Nunca le estaremos suficientemente agradecidos. Nos transmitió que el cine no es sólo arte en estado etéreo. Ni comercio en taquilla putrefacta. En la década de los setenta del siglo pasado la apuesta por el cine político tenía un nombre que aquí en España convocaba a los jóvenes de los estertores de la dictadura. Gillo Pontecorvo reventó la historia falseada y oculta de los colonialismos francés y español con películas como La batalla de Argel o Queimada, que tuvieron enorme aceptación entre nosotros.
Ambas fueron objeto de abundantes y enfervorizadas discusiones entre las generaciones rupturistas y, como se dice ahora, de culto entre quienes buscábamos en aquellos momentos tensos y expectantes más política que cine. Pero Pontecorvo estaba ahí para demostrarnos que ambos conceptos no tienen por qué ir separados. De hecho no lo están. Y como se suele decir tantas veces, en cine la cuestión no es si un género vale más o interesa más que otro, o si es cuestión de géneros o de autores, o si habla de amor o de guerra o de vida cotidiana anodina.
La clave reside en que una realización o es buena o es mala, no importa si se trata de comedia, de drama, de cine documental o de cosa diferente. Yo creo que Pontecorvo aportó un puñado de granos de arena inteligente y crítico. A mi, al menos, me sirvió para interesarme más por el conocimiento de la historia y prospectar con más olfato como espectador en lo que nos ofrecía la larga mano cinematográfica. Lamento no haber visto más películas suyas (Operación Ogro nunca me pareció una gran película, no obstante el tema directo que trata), y las últimas se me escaparon de mala manera, pero acaso algún día pueda tener acceso a ellas.
Mi pensamiento de esta noche no va por ahondar en las calidades del cineasta muerto hoy, algo que me supera, sino rescatar silenciosamente del cajón de la memoria personal las emociones que nos sucitaban este tipo de cine. Más recientemente he intentado ver de nuevo La batalla de Argel, pero es curioso cómo sigue afectándome profundamente el retrato de la Historia que, como bien demuestra Pontecorvo, es brutal pero también irreversible.

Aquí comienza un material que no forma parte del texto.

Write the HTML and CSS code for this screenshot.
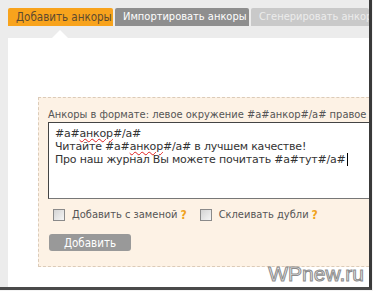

(Junto a la fotografía de Gillo Pontecorvo, dos fotogramas de La batalla de Argel)
A mi también me pareció La batalla de Argel un film durísimo. No sé si era el blanco y negro, pero tenías la impresión que la película iba más allá de la película, y que la realidad tuvo que ser escalofriante y abrumadora. ¿SDe ha olvidado ya todo aquello? Para eso sirven películas como las de Pontecorvo, para recordar unos y para trasladar a nuevas generaciones la memoria de los hechos (si quieren y saben verla, es otra cosa)
ResponderEliminar¿Pero existió alguna vez un regista llamado Pontecorvo? Y yo, perdiéndomelo. Y Fackel, tan de obituario.